Answer with a number only: how many lines of the data contain "React"?

----

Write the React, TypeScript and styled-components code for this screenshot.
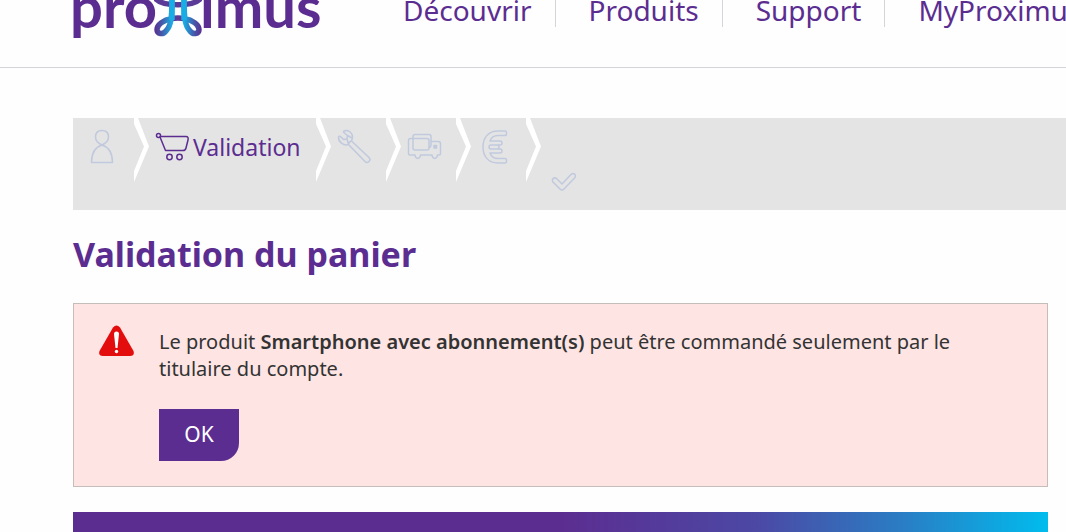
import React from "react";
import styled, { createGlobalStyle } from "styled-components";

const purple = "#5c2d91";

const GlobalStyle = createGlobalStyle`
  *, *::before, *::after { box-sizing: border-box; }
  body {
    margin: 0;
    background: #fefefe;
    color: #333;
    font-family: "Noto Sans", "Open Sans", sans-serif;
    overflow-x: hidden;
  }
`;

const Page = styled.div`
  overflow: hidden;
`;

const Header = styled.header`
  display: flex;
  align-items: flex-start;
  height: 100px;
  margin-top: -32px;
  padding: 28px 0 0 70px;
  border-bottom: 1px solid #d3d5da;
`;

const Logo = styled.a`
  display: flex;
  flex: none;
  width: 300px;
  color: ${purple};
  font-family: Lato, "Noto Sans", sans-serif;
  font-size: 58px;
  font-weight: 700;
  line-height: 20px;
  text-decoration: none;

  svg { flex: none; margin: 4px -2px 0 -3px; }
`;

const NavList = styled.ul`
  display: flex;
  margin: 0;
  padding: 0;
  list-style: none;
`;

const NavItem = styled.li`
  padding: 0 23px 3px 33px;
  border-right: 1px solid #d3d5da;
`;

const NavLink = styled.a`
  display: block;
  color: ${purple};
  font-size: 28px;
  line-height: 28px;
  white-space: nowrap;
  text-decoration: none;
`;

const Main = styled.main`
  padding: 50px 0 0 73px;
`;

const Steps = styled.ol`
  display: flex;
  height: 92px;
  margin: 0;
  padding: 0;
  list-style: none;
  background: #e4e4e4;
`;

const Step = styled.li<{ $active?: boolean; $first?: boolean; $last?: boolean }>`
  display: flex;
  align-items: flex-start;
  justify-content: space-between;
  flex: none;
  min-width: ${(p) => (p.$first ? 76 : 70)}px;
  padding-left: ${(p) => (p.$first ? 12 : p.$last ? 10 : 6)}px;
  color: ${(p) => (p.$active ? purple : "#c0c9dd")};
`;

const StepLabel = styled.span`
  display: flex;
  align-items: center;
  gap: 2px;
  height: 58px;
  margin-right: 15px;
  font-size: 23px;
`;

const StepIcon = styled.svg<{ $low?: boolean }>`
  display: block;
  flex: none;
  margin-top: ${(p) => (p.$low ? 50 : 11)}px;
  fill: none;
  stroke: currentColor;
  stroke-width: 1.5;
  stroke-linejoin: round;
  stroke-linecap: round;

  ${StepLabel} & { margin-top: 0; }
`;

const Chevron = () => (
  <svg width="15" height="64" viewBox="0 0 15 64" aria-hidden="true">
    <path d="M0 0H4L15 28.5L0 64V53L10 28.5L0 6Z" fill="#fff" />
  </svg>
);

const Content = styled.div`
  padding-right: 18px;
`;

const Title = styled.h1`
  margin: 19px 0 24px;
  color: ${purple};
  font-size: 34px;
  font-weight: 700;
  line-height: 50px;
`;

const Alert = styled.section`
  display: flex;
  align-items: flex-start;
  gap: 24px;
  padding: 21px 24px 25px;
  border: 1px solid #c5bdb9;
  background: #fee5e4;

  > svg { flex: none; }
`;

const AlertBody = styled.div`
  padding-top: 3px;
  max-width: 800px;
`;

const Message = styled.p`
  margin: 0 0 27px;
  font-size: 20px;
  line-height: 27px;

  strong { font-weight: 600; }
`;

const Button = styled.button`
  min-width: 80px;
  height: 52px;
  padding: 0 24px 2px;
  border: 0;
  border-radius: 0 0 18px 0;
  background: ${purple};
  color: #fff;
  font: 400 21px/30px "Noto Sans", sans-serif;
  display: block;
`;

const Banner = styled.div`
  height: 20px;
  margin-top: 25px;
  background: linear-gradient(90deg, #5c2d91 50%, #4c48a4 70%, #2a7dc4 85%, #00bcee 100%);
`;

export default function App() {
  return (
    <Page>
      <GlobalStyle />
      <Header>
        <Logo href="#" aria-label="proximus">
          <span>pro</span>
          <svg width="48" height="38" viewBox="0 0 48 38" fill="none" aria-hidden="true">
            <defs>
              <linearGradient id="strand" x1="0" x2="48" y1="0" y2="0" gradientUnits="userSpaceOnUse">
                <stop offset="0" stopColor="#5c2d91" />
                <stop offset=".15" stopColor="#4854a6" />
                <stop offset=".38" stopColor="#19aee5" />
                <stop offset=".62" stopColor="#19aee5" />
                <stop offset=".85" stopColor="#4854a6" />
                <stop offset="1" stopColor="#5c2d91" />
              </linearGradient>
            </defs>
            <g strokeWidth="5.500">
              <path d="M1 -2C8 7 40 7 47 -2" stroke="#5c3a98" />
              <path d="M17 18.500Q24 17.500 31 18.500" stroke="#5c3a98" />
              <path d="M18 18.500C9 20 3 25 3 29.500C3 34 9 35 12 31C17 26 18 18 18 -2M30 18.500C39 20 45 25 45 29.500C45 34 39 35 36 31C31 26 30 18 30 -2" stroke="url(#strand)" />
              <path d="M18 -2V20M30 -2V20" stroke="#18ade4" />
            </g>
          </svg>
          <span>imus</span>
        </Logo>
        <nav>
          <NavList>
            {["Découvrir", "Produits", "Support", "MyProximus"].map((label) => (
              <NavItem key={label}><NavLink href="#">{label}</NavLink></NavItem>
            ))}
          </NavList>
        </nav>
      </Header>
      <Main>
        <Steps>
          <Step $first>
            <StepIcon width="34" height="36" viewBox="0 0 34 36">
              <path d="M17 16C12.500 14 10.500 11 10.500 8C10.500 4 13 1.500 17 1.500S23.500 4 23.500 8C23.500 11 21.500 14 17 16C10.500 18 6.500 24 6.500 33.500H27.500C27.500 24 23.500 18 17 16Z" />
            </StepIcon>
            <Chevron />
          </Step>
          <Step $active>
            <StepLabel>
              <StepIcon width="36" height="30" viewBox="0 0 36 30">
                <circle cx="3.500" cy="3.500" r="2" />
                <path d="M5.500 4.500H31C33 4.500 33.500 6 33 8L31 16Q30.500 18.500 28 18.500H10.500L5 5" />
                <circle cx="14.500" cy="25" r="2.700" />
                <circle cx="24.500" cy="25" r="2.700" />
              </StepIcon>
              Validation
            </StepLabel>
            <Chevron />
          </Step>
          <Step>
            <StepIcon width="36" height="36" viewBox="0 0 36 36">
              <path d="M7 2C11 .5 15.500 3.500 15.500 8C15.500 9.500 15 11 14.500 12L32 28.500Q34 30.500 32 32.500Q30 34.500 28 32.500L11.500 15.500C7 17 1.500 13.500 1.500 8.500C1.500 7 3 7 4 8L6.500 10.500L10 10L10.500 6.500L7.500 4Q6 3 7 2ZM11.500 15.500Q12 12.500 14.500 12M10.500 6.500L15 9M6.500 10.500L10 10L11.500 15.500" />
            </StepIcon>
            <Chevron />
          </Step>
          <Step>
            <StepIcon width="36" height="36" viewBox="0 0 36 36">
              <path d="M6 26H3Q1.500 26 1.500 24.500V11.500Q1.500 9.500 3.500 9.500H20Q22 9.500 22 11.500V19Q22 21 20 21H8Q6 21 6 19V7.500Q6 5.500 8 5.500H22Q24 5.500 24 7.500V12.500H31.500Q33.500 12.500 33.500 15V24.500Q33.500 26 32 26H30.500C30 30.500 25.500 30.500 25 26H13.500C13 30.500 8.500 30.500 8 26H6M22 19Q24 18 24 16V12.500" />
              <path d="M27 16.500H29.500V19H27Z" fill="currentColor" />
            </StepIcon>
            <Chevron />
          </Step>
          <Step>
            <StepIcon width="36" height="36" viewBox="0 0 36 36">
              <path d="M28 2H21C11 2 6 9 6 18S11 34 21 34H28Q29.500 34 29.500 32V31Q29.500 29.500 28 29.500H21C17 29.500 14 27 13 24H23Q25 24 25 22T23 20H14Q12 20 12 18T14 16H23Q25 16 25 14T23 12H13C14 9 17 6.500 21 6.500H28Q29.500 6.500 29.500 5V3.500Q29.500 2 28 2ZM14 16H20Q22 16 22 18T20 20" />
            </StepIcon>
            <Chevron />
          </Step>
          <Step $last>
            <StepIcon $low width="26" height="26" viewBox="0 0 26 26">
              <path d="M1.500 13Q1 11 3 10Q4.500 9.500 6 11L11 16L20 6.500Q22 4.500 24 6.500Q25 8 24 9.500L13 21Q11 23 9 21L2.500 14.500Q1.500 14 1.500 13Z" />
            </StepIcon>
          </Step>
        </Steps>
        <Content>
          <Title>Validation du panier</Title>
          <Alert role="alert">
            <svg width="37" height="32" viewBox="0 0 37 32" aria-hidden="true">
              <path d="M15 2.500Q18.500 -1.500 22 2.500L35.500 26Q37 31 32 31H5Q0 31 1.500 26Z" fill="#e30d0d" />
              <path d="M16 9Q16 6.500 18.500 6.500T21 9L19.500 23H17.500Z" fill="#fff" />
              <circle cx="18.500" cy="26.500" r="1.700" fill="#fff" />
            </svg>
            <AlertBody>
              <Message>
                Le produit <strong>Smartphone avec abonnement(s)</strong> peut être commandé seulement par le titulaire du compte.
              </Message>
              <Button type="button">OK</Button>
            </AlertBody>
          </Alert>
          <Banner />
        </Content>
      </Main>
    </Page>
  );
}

----

** Result of the exercise **
2